Zac doesn't live in our house anymore.
He's moved out. Gone. Shoved every belonging he had in a box or a bag and hit the road.
Of course, that road was a short one. He only moved to my office behind the house. And as it's a mere twenty feet away, I haven't yet shed a tear.
But still, I'm sad. My son is seventeen, and salivating for independence. For now, he's satisfied to have a room apart from the house. He loves the cedar-lined ceiling of my former retreat space. He likes the light I picked out at Ikea--the one I used to have angled down at my writing desk. He's okay with the expanse of hunter green wall paper along the tops of the walls and the coordinating green and burgandy plaid along the bottoms. He's even promised to not poke pinholes through the wall paper.
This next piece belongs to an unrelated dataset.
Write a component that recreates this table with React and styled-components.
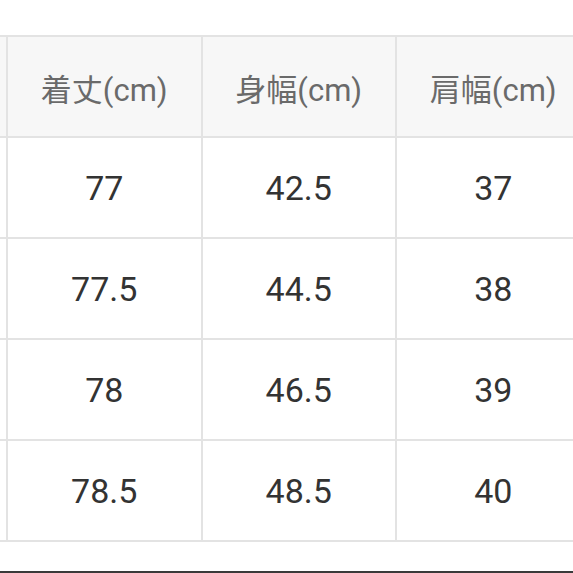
import React from "react";
import styled, { createGlobalStyle } from "styled-components";

const Global = createGlobalStyle`
  html, body { margin: 0; padding: 0; background: #ffffff; }
  body { overflow: hidden; }
`;

const Page = styled.div`
  width: 573px;
  height: 573px;
  overflow: hidden;
  display: flex;
  flex-direction: column;
  font-family: Roboto, "Noto Sans CJK JP", sans-serif;
  background: #fff;
`;

const Table = styled.div`
  margin-top: 35px;
  margin-left: -186.5px;
  display: grid;
  grid-template-columns: repeat(4, 194.5px);
  border-top: 2px solid #e3e3e3;
  width: max-content;
`;

const Cell = styled.div`
  box-sizing: border-box;
  height: 101px;
  display: flex;
  align-items: center;
  justify-content: center;
  border-right: 2px solid #e3e3e3;
  border-bottom: 2px solid #e3e3e3;
  background: ${(p) => (p.$head ? "#f7f7f7" : "#ffffff")};
  color: ${(p) => (p.$head ? "#6a6a6a" : "#333333")};
  font-size: ${(p) => (p.$head ? "31px" : "34px")};
  padding-top: 1px;
`;

const BottomBar = styled.div`
  margin-top: auto;
  height: 2px;
  background: #3a3a3a;
`;

const headers = ["", "着丈(cm)", "身幅(cm)", "肩幅(cm)"];
const rows = [
  ["", "77", "42.5", "37"],
  ["", "77.5", "44.5", "38"],
  ["", "78", "46.5", "39"],
  ["", "78.5", "48.5", "40"],
];

export default function App() {
  return (
    <>
      <Global />
      <Page>
        <Table>
          {headers.map((h, i) => (
            <Cell key={"h" + i} $head>
              {h}
            </Cell>
          ))}
          {rows.map((r, ri) =>
            r.map((c, ci) => <Cell key={ri + "-" + ci}>{c}</Cell>)
          )}
        </Table>
        <BottomBar />
      </Page>
    </>
  );
}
But even that promise makes me sad. It implies that one day -- probably long before I'm ready for it -- he'll repack all those posters, trophies, tennis shoes and basketball paraphernalia and vacate this space again. I'll come into an empty room and stare at my pristine, pinhole-less wall paper and wish he'd left a mark.
Yesterday, when he was off at basketball camp and I had the whole 13 acres of property to myself, I went out to his new room and sat on the edge of his bed. I absorbed the smell that only a seventeen-year old boy could imbue into the fibers of a place (and, remarkably, in less than 24 hours), and then, because I wanted to know what it was like for him to sleep in his new room, I curled up on his bed. And the feeling that came over me as I settled against his comforter was one of complete, utter peace. The tension I'd been carrying slipped away. I felt my face relax, the frown and furrows gone. Outside his window, beyond the burgandy curtains I hung last year when the place was mine, the green leaves of a distant maple splayed against a vivid blue sky. I laid for a long time watching those leaves and letting the silence surround and soothe me.
They can't stay little forever. Eventually, I'll have to let him go. But when that day comes, I'll pray he'll carry a measure of peace with him on his travels. I'll pray, too, that wherever those travels take him, he'll remember this place ... where he's loved and missed.